For eight seconds, an eerie orange glow lit up the mesas and canyons of western Colorado with the intensity of the full Moon. Locals reported a bluish orb in the sky that burst into a yellow ball of flames and dissipated over the Gunnison Gorge, located 10 miles east of the city of Montrose. Moments later, they heard a crackling followed by a low rumble.
One observer was standing on a ridge when he felt his entire body reverberate, as if from the blast of a powerful speaker. Another man was driving west when he saw the flash in his rear-view mirror. He veered off the road, popped open his car door, and craned his neck to the horizon. “There was a bright light that just hung in the same spot with sparklers trailing off,” he recounted shortly afterward. Some residents called 911, believing they had witnessed a plane or helicopter crash.
That fireball in the sky on Thanksgiving Day 2002 turned out to be a rock from space. A video camera on the roof of Montrose High School, part of a state-wide astronomical network, captured images of the extraterrestrial object as it pierced the atmosphere at a speed of 36,000 miles per hour. The hunk of rock was about the size of a mini fridge, and when it flared up 60 miles over the Rocky Mountains, it did so with the force of 2.4 tons of TNT.
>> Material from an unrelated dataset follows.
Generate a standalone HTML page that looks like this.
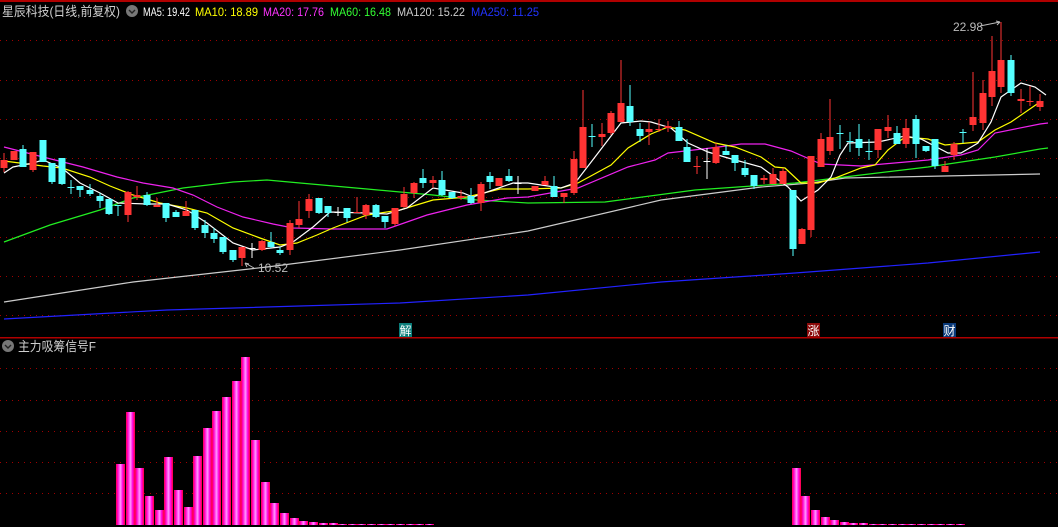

Montrose (population 19,132) isn’t the kind of place where you’d expect a lot of amateur astronomers. Founded in the late 1800s as a hub for mining and ranching, it had become just another windblown town in the West, filled with empty storefronts, mobile homes, and veterans cashing Social Security checks. But after Montrosians caught a glimpse of that shooting star, they kept looking up. An even brighter meteor burst over Main Street in May 2004. Four years later, another big one streaked across the sky to the northwest.